The book had drawn on the spate of school shootings in America - such as the Columbine High School massacre - and Shriver focusing on the thought that there are no barriers to what we do in life.
"There is nothing to stop me picking up a knife and cutting myself, or walking out into the road in front of a bus, " she said.
"That realisation can be very dangerous for some people."
Shriver had shyed away from interviewing those connected with the shooting incidents, and instead researched the killings on the internet.
Despite the reams of information she had pulled up about the events, Shriver felt conclusions could not be drawn.
"There is no reason why" she said.
Shriver continues to write journalism, but says she is constantly developing characters for her fiction every time she meets people - melding them into a "slurry" of personalities for her to draw on at a later date.
Later, as she sat in the corner of the room busily scribbling autographs and chatting, I went to get my copy of the novel signed. We exchanged a couple of pleasanteries, but I could not help but notice the intensity of her gaze -which had raked across the audience during her reading. Up close it was penetrating, even uncomfortable. Whenever you meet a writer, remember that they steal a little bit of your soul.

Sumo wrestling with the greats

LATE evening, and Marcel Proust and William Burroughs are deep into a sumo wrestling match. Well, paper versions of them to be exact. It is the first night of the Humber Mouth literary festival at Zest, and although the organisers have pulled out all the stops for this year's event - with guests from Germaine Greer to John Pilger - their skills do not, yet, extend to re-incarnation of literary giants.
Sumo Basho - a literary origami - is one of the highlights on stage at the Newland Avenue cafe-bar, which is heaving with festival guests and renegade writers and artists from across Hull and Yorkshire.
Weaving his way among the tables at the event, which began at 6pm and exploded into racous life about 15 minutes later, is Simon Bradley. Simon, here for the evening with Becky Cherriman, is a man on a mission. A mission to save, or at least subvert, the art of conversation. Working under the name Conversaction, the pair encourage people to doodle and note down words on A4 paper as they chat to others. These sheets are then scanned onto a webpage,, turning these snippets into art.
Simon and I talk for about an hour. Looking at my own piece of paper, onto which I have cryptically scrawled "Yorkshire" and "intuition" alongside reams of loops and spirals I doubt whether my own efforts will prove particularly inspirational - with its sentence fragments, it looks more like a transcript of a George W.Bush speech.
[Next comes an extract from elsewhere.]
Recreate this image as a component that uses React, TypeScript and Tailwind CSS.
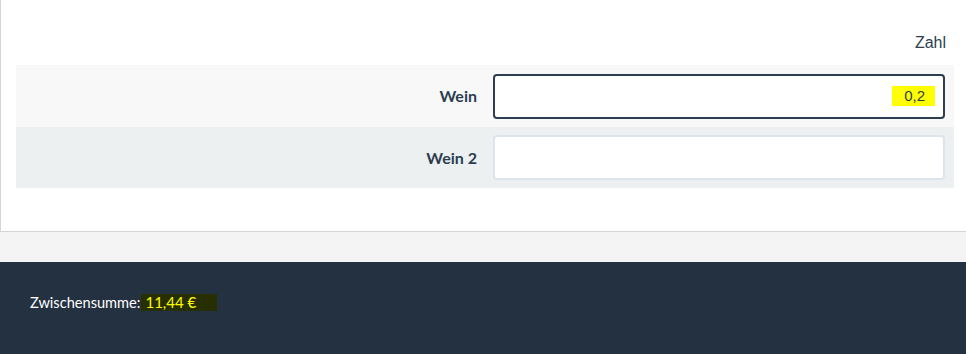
import React from "react";

export default function App() {
  return (
    <div className="w-full bg-[#f4f4f4]" style={{ fontFamily: "Lato, 'Noto Sans', sans-serif" }}>
      <div className="h-[232px] bg-white border-l border-b border-[#d4d4d4] pl-[15px] pr-[12px]">
        <div className="h-[65px] flex items-end justify-end pb-[10px] pr-[8px]">
          <span className="text-[16px] text-[#2c3e50]" style={{ fontFamily: "'Liberation Sans', Arial, sans-serif" }}>
            Zahl
          </span>
        </div>
        <div className="h-[62px] bg-[#f8f8f8] flex items-center">
          <div className="w-[461px] text-right text-[16px] font-bold text-[#2c3e50]">Wein</div>
          <div className="ml-[16px] mr-[9px] flex-1 h-[45px] bg-white border-2 border-[#2c3e50] rounded-[4px] flex items-center justify-end pr-[8px]">
            <span
              className="bg-[#ffff00] text-[15px] text-[#2c3e50] pl-[12px] pr-[10px] py-[1px] leading-[18px]"
              style={{ fontFamily: "'Liberation Sans', Arial, sans-serif" }}
            >
              0,2
            </span>
          </div>
        </div>
        <div className="h-[61px] bg-[#ecf0f1] flex items-center">
          <div className="w-[461px] text-right text-[16px] font-bold text-[#2c3e50]">Wein 2</div>
          <div className="ml-[16px] mr-[9px] flex-1 h-[45px] bg-white border-2 border-[#dde5ec] rounded-[4px]" />
        </div>
      </div>
      <div className="h-[30px]" />
      <div className="h-[92px] bg-[#243141] pl-[30px] pt-[32px]">
        <div className="flex items-center text-[14.6px] leading-[17px]">
          <span className="text-white">Zwischensumme:</span>
          <span className="ml-[1px] bg-[#272f00] text-[#ffff00] text-[15px] pl-[4px] w-[76px]">11,44 €</span>
        </div>
      </div>
    </div>
  );
}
But Simon assures me the art is in the act of recording - and a visit to the website proves these seemingly random doodles can generate a logic, and a pattern, all of their own.
As my own conversaction finishes, there is another literary journey on stage as Sean Burns reads North - a hallucinatory account of a trip down the A66, leading to the "chemical flare" of Teeside. As evocative as the writing is, many are deeply into their own Conversations/Conversactions by this point and Sean struggles slightly against the background swell of noise.
Sidewinder take over from Sean, with a melodic wash of music which forms a backdrop to others meeting and sharing ideas. I talk with Lee Merrill Sendall, an artist who was gifted a previously undiscovered creature by a Hull allotment owner called Arthur. Apparently, the remains of the creature, which had been stored in Arthur's shed ever since the Second World War - when he had brought it back from Africa - will be on show at the Hull and East Riding Museum later this month.
Following this chat, I am unlikely to be surprised by anything, not even the Sumo Basho, which reaches its conclusion with a victory for George Galloway. Despite a few boos from the crowd, you can bet the firebrand politician would have lit a cigar and had a smile to himself - literature has always provoked a disagreement or two.